In [1]:
import os
my_hf_token = ''
my_hf_id = 'Jo-2j'
my_hf_repo_name = 'sentiment_analysis_klue_sts'
my_hf_repo = f'{my_hf_id}/{my_hf_repo_name}'
my_hf_dir = f'./{my_hf_repo_name}'
os.environ['HF_TOKEN'] = my_hf_token

## Data Refining

In [2]:
from datasets import load_dataset

In [3]:
# https://huggingface.co/datasets/klue/klue/viewer/ynat
klue_sts_train = load_dataset('klue', 'sts', split='train')
klue_sts_validation = load_dataset('klue', 'sts', split='validation')
# klue_ynat_train

README.md:   0%|          | 0.00/22.5k [00:00<?, ?B/s]

train-00000-of-00001.parquet:   0%|          | 0.00/1.52M [00:00<?, ?B/s]

validation-00000-of-00001.parquet:   0%|          | 0.00/68.8k [00:00<?, ?B/s]

Generating train split:   0%|          | 0/11668 [00:00<?, ? examples/s]

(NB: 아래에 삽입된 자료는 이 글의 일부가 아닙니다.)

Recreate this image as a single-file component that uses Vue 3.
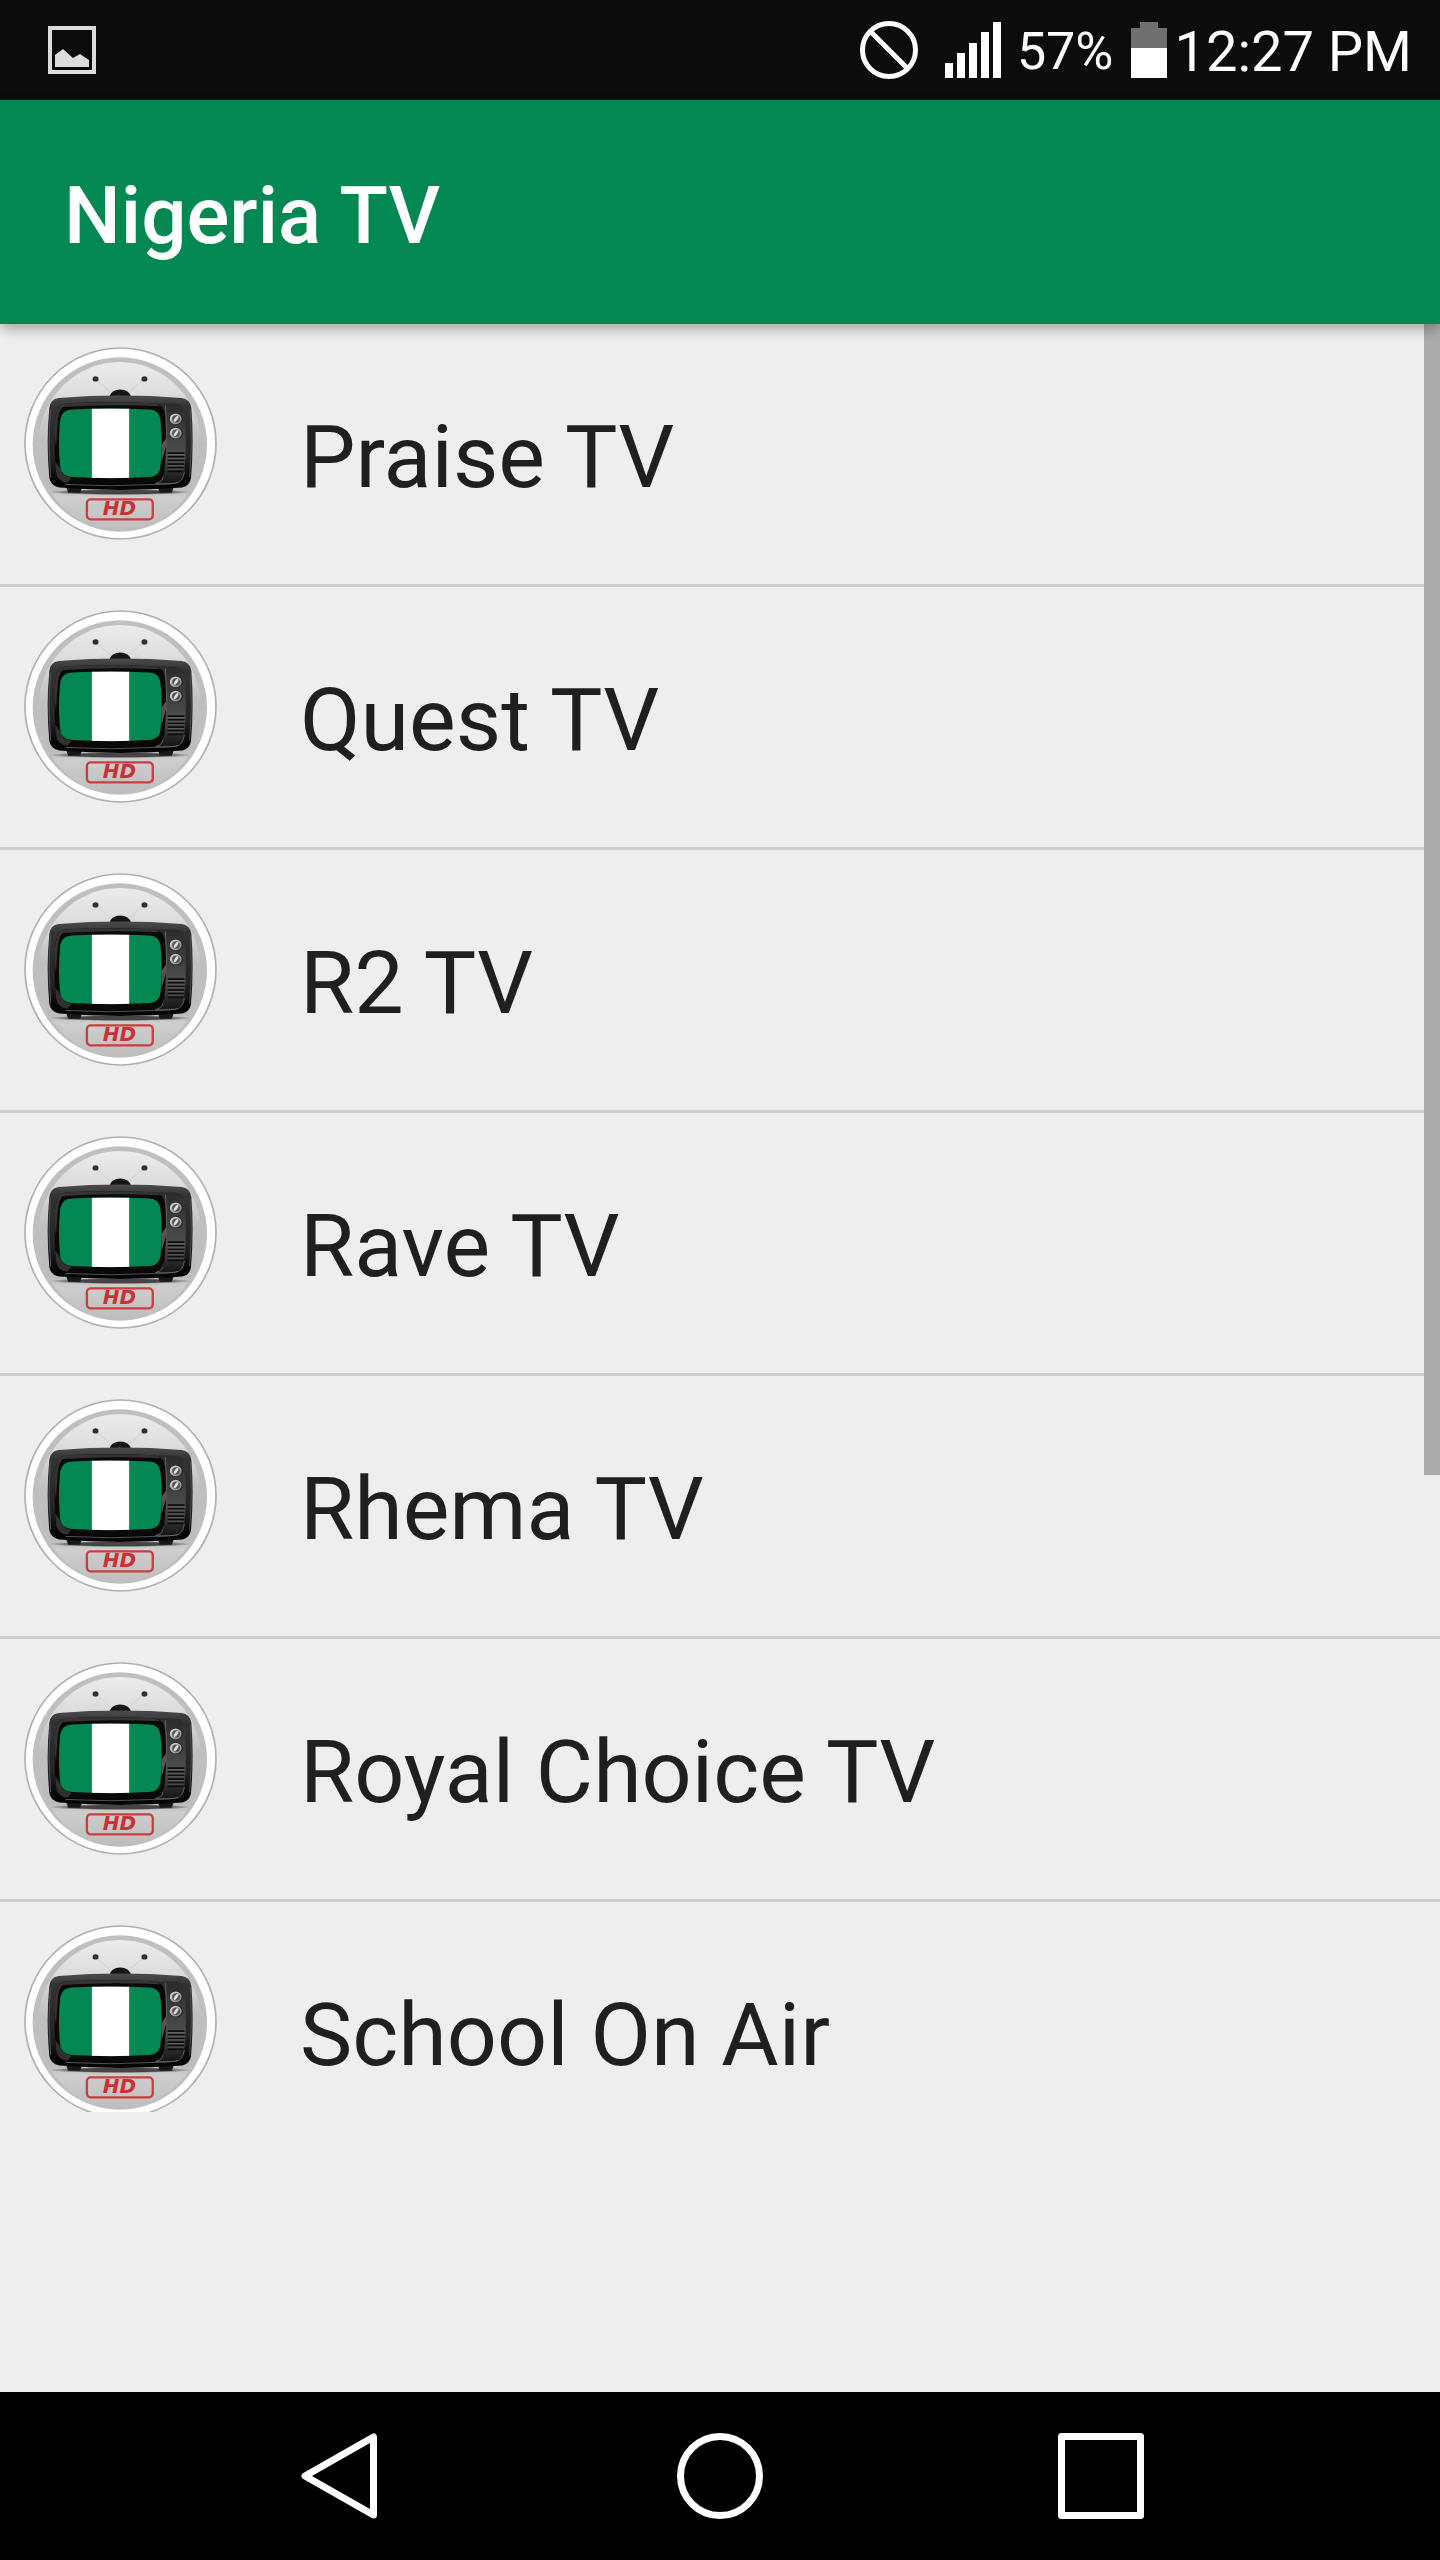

Generating validation split:   0%|          | 0/519 [00:00<?, ? examples/s]

In [4]:
klue_sts_train[0]

{'guid': 'klue-sts-v1_train_00000',
 'source': 'airbnb-rtt',
 'sentence1': '숙소 위치는 찾기 쉽고 일반적인 한국의 반지하 숙소입니다.',
 'sentence2': '숙박시설의 위치는 쉽게 찾을 수 있고 한국의 대표적인 반지하 숙박시설입니다.',
 'labels': {'label': 3.7, 'real-label': 3.714285714285714, 'binary-label': 1}}

In [5]:
vars(klue_sts_train).keys()

dict_keys(['_info', '_split', '_indexes', '_data', '_indices', '_format_type', '_format_kwargs', '_format_columns', '_output_all_columns', '_fingerprint'])

In [6]:
# klue_sts_train['sentence1']

In [7]:
klue_sts_train_data = klue_sts_train.remove_columns(['guid', 'source', 'sentence2'])
klue_sts_validation_data = klue_sts_validation.remove_columns(['guid', 'source', 'sentence2'])

In [8]:
klue_sts_train_data, klue_sts_validation_data

(Dataset({
     features: ['sentence1', 'labels'],
     num_rows: 11668
 }),
 Dataset({
     features: ['sentence1', 'labels'],
     num_rows: 519
 }))

In [9]:
# klue_sts_train_data.features['sentence1'].int2str(1) int2str 이 정확하게 뭘까? 여기는 그냥 다 문장(글자)이어서 
# klue_sts_train_data.features['labels'].int2str(1) ???

In [10]:
# # type(klue_sts_train['labels'])
# # klue_sts_train['labels']

# sentiCol = klue_sts_train['labels']

# # # # sentiments = list(map(lambda x: x['label'], sentiCol))
# # # # print(sentiments)

# for sentiment in sentiCol:
#      print(sentiment['binary-label'])  # 각 딕셔너리의 'name' 값 출력


In [11]:
from datasets import ClassLabel, Features, Value

# 새로운 feature 구조 정의
new_features = Features({
    'sentence1': Value('string'),
    'label': ClassLabel(names=['negative', 'positive'])
})

# 데이터셋 변환
klue_sts_train_data = klue_sts_train.map(
    lambda x: {
        'sentence1': x['sentence1'],
        'label': x['labels']['binary-label']
    },
    remove_columns=klue_sts_train.column_names,
    features=new_features
)

# 확인
print(klue_sts_train_data.features)  # 데이터셋 구조 확인
print(klue_sts_train_data[0])        # 첫 번째 샘플 확인

# 데이터셋 변환
klue_sts_validation_data = klue_sts_validation.map(
    lambda x: {
        'sentence1': x['sentence1'],
        'label': x['labels']['binary-label']
    },
    remove_columns=klue_sts_validation.column_names,
    features=new_features
)

print(klue_sts_validation_data.features)  # 데이터셋 구조 확인
print(klue_sts_validation_data[0])        # 첫 번째 샘플 확인

# 참조 N/I

Map:   0%|          | 0/11668 [00:00<?, ? examples/s]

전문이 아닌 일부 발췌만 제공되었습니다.